My own 'Meet the Artist' session is tomorrow, and when a two-screen presentation by Colombian artist Fernando Arias on the theme of the viciousness of the drug trade in his country breaks down twice before the end, I get extremely anxious about the next day. Tracking down the technician, I make a noon date for a runthrough. Dinner tonight is a very pleasant and casual affair at Els van der Plas of the Prince Claus Foundation. Brit curator Debbie Smith is here, and Jose Ferreira, who has presented not only his own work but a whole programme of videos entitled 'Africa in Focus: Sulsouth'.

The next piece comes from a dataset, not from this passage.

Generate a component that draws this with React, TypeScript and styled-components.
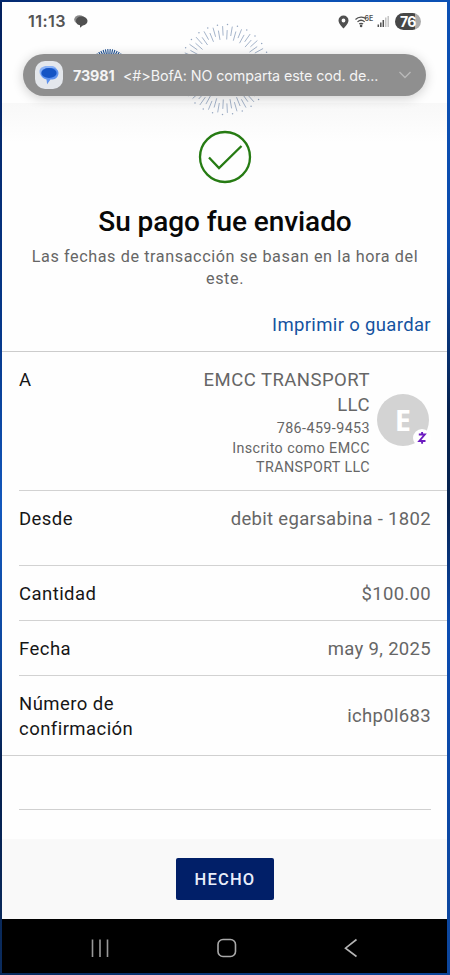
import React from "react";
import styled, { createGlobalStyle, css } from "styled-components";

const GlobalStyle = createGlobalStyle`
  * { box-sizing: border-box; }
  html, body { margin: 0; padding: 0; }
  body { font-family: Roboto, "Liberation Sans", sans-serif; background: #fff; }
`;

const Frame = styled.div`
  width: 450px;
  height: 975px;
  padding: 2px 2px 2px;
  overflow: hidden;
  background:
    linear-gradient(90deg, #03286e, #0b50b4 50%, #0b50b4) top / 100% 2px no-repeat,
    linear-gradient(90deg, #082a5c, #0d469c) bottom / 100% 2px no-repeat,
    linear-gradient(#03205c, #06398c 35%, #1358bd 52%, #0d469c 68%, #05204f 78%, #0b2c5e) left / 3px 100% no-repeat,
    linear-gradient(#0b50b4, #0b4cae 25%, #06224f 42%, #06224f 52%, #0a4bb0 64%, #0d469c) right / 3px 100% no-repeat;
`;

const Screen = styled.main`
  width: 445px;
  height: 971px;
  display: flex;
  flex-direction: column;
  background: #fefefe;
`;

const TopArea = styled.header`
  position: relative;
  flex: none;
  height: 101px;
`;

const Rays = styled.svg`
  position: absolute;
  left: 78px;
  top: 18px;
`;

const StatusBar = styled.div`
  display: flex;
  justify-content: space-between;
  align-items: center;
  height: 38px;
  padding: 0 26px 0 26px;
  color: #555;
`;

const StatusGroup = styled.div`
  display: flex;
  align-items: center;
`;

const Clock = styled.span`
  width: 46px;
  font: 600 16.2px Inter, sans-serif;
  letter-spacing: 0.4px;
`;

const Battery = styled.span`
  width: 26px;
  height: 17px;
  margin-left: 1px;
  padding-left: 5px;
  border-radius: 9px;
  background: linear-gradient(90deg, #474747 76%, #aaa 76%);
  color: #fff;
  font: 700 14px/17px Inter, sans-serif;
  letter-spacing: -0.6px;
`;

const Notification = styled.div`
  position: absolute;
  left: 21px;
  top: 52px;
  width: 403px;
  height: 42px;
  display: flex;
  align-items: center;
  padding: 0 14px 0 12px;
  border-radius: 21px;
  background: #8f8f8f;
  box-shadow: 0 2px 12px rgba(0, 0, 0, 0.2);
  color: #f4f4f4;
  font: 400 14.3px Inter, sans-serif;
  white-space: nowrap;
`;

const AppBadge = styled.span`
  display: grid;
  place-items: center;
  flex: none;
  width: 28px;
  height: 28px;
  border-radius: 10px;
  background: #e4e7ec;
`;

const Sender = styled.strong`
  width: 50px;
  margin-left: 10px;
  font-weight: 700;
  letter-spacing: -0.1px;
`;

const Message = styled.span`
  flex: 1;
  letter-spacing: -0.1px;
`;

const Confirmation = styled.section`
  flex: none;
  height: 248px;
  display: flex;
  flex-direction: column;
  align-items: center;
  padding: 27px 16px 0 17px;
  background: linear-gradient(#f8f8f8, #fefefe 40px);
`;

const Title = styled.h1`
  margin: 20px 0 0;
  font-size: 28px;
  line-height: 36px;
  font-weight: 500;
  letter-spacing: -0.08px;
  color: #080808;
`;

const Subtitle = styled.p`
  margin: 6px 0 0;
  color: #666;
  font-size: 16.2px;
  line-height: 22px;
  letter-spacing: 0.59px;
  text-align: center;
`;

const PrintLink = styled.a`
  align-self: flex-end;
  margin-top: 22px;
  font-size: 18.5px;
  line-height: 26px;
  letter-spacing: 0.35px;
  color: #1553a0;
`;

const Details = styled.dl`
  flex: none;
  margin: 0;
  height: 405px;
  border-top: 1px solid #ccc;
  border-bottom: 1px solid #d0d0d0;
`;

const Row = styled.div<{ $h: number; $top?: boolean; $last?: boolean }>`
  display: flex;
  justify-content: space-between;
  align-items: ${(p) => (p.$top ? "flex-start" : "center")};
  height: ${(p) => p.$h}px;
  margin-left: 17px;
  padding: ${(p) => (p.$top ? 16 : 2)}px 16px 0 0;
  ${(p) => !p.$last && css`border-bottom: 1px solid #d2d2d2;`}
`;

const Label = styled.dt`
  width: 140px;
  font-size: 18.5px;
  line-height: 25px;
  letter-spacing: 0.45px;
  color: #161616;
`;

const Value = styled.dd`
  margin: 0;
  font-size: 18.5px;
  line-height: 25px;
  letter-spacing: 0.32px;
  color: #666;
  text-align: right;
`;

const Payee = styled(Value)`
  display: flex;
  align-items: center;
  gap: 7px;
  margin-right: 2px;
  letter-spacing: 0.48px;
`;

const PayeeText = styled.div`
  width: 180px;
`;

const Small = styled.div<{ $lh: number }>`
  font-size: 14.3px;
  line-height: ${(p) => p.$lh}px;
  letter-spacing: 0.42px;
`;

const Avatar = styled.div`
  position: relative;
  flex: none;
  display: grid;
  place-items: center;
  width: 52px;
  height: 52px;
  margin-top: -5px;
  border-radius: 50%;
  background: #d3d3d3;
  color: #fff;
  font: 700 29px/48px "Open Sans", sans-serif;
`;

const ZelleBadge = styled.svg`
  position: absolute;
  right: -2px;
  bottom: -1px;
`;

const Blank = styled.div`
  flex: none;
  height: 54px;
  margin: 0 16px 0 17px;
  border-bottom: 1px solid #d0d0d0;
`;

const Footer = styled.footer`
  flex: none;
  display: flex;
  justify-content: center;
  height: 80px;
  margin-top: 29px;
  padding-top: 19px;
  background: #f9f9f9;
`;

const DoneButton = styled.button`
  width: 98px;
  height: 42px;
  padding: 1px 0 0 1px;
  border: 0;
  border-radius: 2px;
  background: #011f68;
  color: #e8edfa;
  font: 500 16.5px Roboto, sans-serif;
  letter-spacing: 1.2px;
`;

const NavBar = styled.nav`
  flex: 1;
  display: flex;
  justify-content: space-between;
  padding: 19px 88px 0 88px;
  background: #000;
`;

const rays = (cx: number, cy: number, r1: number, r2: number, n: number, stagger: number) =>
  Array.from({ length: n }, (_, i) => {
    const a = ((i + 0.5) / n) * Math.PI * 2;
    const start = r1 + (i % 2) * stagger;
    const end = r2 - ((i + 1) % 2) * stagger;
    return `M${(cx + Math.cos(a) * start).toFixed(1)} ${(cy + Math.sin(a) * start).toFixed(1)}L${(cx + Math.cos(a) * end).toFixed(1)} ${(cy + Math.sin(a) * end).toFixed(1)}`;
  }).join("");

const dots = (cx: number, cy: number, r: number, n: number) =>
  Array.from({ length: n }, (_, i) => {
    const a = ((i + 0.25) / n) * Math.PI * 2;
    return <circle key={i} cx={cx + Math.cos(a) * r} cy={cy + Math.sin(a) * r} r=".75" />;
  });

function Fireworks() {
  return (
    <Rays width="200" height="100" viewBox="80 20 200 100">
      <path d={rays(109, 67.5, 12, 18.5, 48, 0)} stroke="#1d4f91" strokeWidth="1.1" />
      <path d={rays(225, 69.5, 30, 43.5, 56, 4)} stroke="#9bacc4" strokeWidth=".9" />
      <g fill="#94a6c0">{dots(225, 69.5, 45, 28)}</g>
    </Rays>
  );
}

export default function App() {
  return (
    <>
      <GlobalStyle />
      <Frame>
        <Screen>
          <TopArea>
            <StatusBar>
              <StatusGroup>
                <Clock>11:13</Clock>
                <svg width="14" height="13" viewBox="0 0 14 13">
                  <ellipse cx="5.5" cy="4.5" rx="5.3" ry="4.3" fill="#888" />
                  <path d="M7.500 1.500c3.400 0 6 1.900 6 4.500s-2.200 4.200-4.700 4.400L6 12.800v-2.500C3.500 10 2 8.300 2 6c0-2.600 2.300-4.500 5.500-4.500Z" fill="#505050" />
                </svg>
              </StatusGroup>
              <StatusGroup>
                <svg width="57" height="17" viewBox="-1 0 57 17" fill="none">
                  <path d="M5.500 2.500a5 5 0 0 0-5 5c0 3.400 5 8 5 8s5-4.600 5-8a5 5 0 0 0-5-5Zm0 3.100a1.900 1.900 0 1 1 0 3.800 1.900 1.900 0 0 1 0-3.800Z" fill="#505050" />
                  <path d="M17.500 6.500c3.100-3 8-3 10.800-.6M19.500 8.900c2.200-2 5-2 7.200 0M21.200 11.100c1.200-1 2.700-1 3.900 0" stroke="#505050" strokeWidth="1.250" />
                  <circle cx="23.100" cy="12.900" r="1.300" fill="#505050" />
                  <text x="26.500" y="7.600" fontFamily="Inter" fontSize="7" fontWeight="600" fill="#505050">6E</text>
                  <path d="M40.300 11.500v2.500M42.800 9.500v4.500M45.300 7v7" stroke="#505050" strokeWidth="1.500" />
                  <path d="M47.800 4.500V14M50.200 3v11" stroke="#bbb" strokeWidth="1.300" />
                </svg>
                <Battery>76</Battery>
              </StatusGroup>
            </StatusBar>
            <Fireworks />
            <Notification>
              <AppBadge>
                <svg width="20" height="20" viewBox="0 0 20 20">
                  <path d="M8 1h4c3.500 0 6 2 6 4.800H8C4.500 5.800 3 8 3 11.500 1.200 10.300.5 8.500.5 6.500.5 3.300 3.500 1 8 1Z" fill="#8bb2f6" />
                  <path d="M9.500 3h4c3.500 0 6 2 6 5s-2.500 6.500-6 6.500h-2l-3.400 4.800-.6-4.900C4.300 13.800 2 12 2 9c0-3.500 3-6 7.500-6Z" fill="#5e92ee" />
                  <ellipse cx="10" cy="8" rx="7.600" ry="5" fill="#1454c4" />
                </svg>
              </AppBadge>
              <Sender>73981</Sender>
              <Message>&lt;#&gt;BofA: NO comparta este cod. de...</Message>
              <svg width="14" height="10" viewBox="0 0 14 10" fill="none">
                <path d="m1.500 2 5.500 5.500L12.500 2" stroke="#b9b9b9" strokeWidth="1.400" />
              </svg>
            </Notification>
          </TopArea>

          <Confirmation>
            <svg width="54" height="54" viewBox="0 0 54 54" fill="none" stroke="#267b13">
              <circle cx="27" cy="27" r="25" strokeWidth="2.300" />
              <path d="m11 27.500 10 10.500L43.500 16" strokeWidth="2.300" />
            </svg>
            <Title>Su pago fue enviado</Title>
            <Subtitle>Las fechas de transacción se basan en la hora del<br />este.</Subtitle>
            <PrintLink>Imprimir o guardar</PrintLink>
          </Confirmation>

          <Details>
            <Row $h={139} $top>
              <Label>A</Label>
              <Payee>
                <PayeeText>
                  EMCC TRANSPORT<br />LLC
                  <Small $lh={21}>786-459-9453</Small>
                  <Small $lh={19}>Inscrito como EMCC<br />TRANSPORT LLC</Small>
                </PayeeText>
                <Avatar>
                  E
                  <ZelleBadge width="18" height="18" viewBox="0 0 18 18" fill="none">
                    <circle cx="9" cy="9" r="9" fill="#fff" />
                    <path d="M5.800 5.500h6L6.300 12h6.200M9.100 3v2.500M9.100 12v2.800" stroke="#6c1cc0" strokeWidth="1.900" />
                  </ZelleBadge>
                </Avatar>
              </Payee>
            </Row>
            <Row $h={75} $top>
              <Label>Desde</Label>
              <Value>debit egarsabina - 1802</Value>
            </Row>
            <Row $h={55}>
              <Label>Cantidad</Label>
              <Value>$100.00</Value>
            </Row>
            <Row $h={55}>
              <Label>Fecha</Label>
              <Value>may 9, 2025</Value>
            </Row>
            <Row $h={79} $last>
              <Label>Número de confirmación</Label>
              <Value>ichp0l683</Value>
            </Row>
          </Details>
          <Blank />

          <Footer>
            <DoneButton>HECHO</DoneButton>
          </Footer>
          <NavBar>
            <svg width="20" height="20" viewBox="0 0 20 20">
              <path d="M2.500 1.500v17.500M10 1.500v17.500M17.500 1.500v17.500" stroke="#999" strokeWidth="1.600" />
            </svg>
            <svg width="20" height="20" viewBox="1.500 0 20 20" fill="none">
              <rect x="2.500" y="1.500" width="17.500" height="17" rx="5" stroke="#aaa" strokeWidth="1.600" />
            </svg>
            <svg width="16" height="20" viewBox="0 0 16 20" fill="none">
              <path d="m13.500 1.500-11 8.700 11 8.300" stroke="#b5b5b5" strokeWidth="1.600" />
            </svg>
          </NavBar>
        </Screen>
      </Frame>
    </>
  );
}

Most of the day is spent planning the evening and sorting out technical glitches, but there is time to finally view Tracey Rose's and Minnette Vári's work. Very different pieces, but both successful. Rose pays tribute to Johannesburg drag dancer Leones, who recently committed suicide. A fellow dancer, dressed in a feathered cloak which constantly changes colour, creeps and dances between three screens. Unpretentiously shot, the camera lingers on details like a lace curtain backdrop, or a goldfish bowl set outside. Vári continues her exploration of her own implication in the history of South Africa, basing this piece, Chimera, on the Great Trek frieze of humans and animals figures from the Heroes Hall in the Voortrekker Monument, near Pretoria. In Vári's presentation, imaged on four diaphanous screens suspended from the ceiling and hanging at angles to each other, the frieze figures have been reanimated with additional footage, constantly morphing into strange dreamlike images.
That evening, my presentation of Can't forget, can't remember goes off without a hitch. There are a respectable number of questions from the audience - and it's over!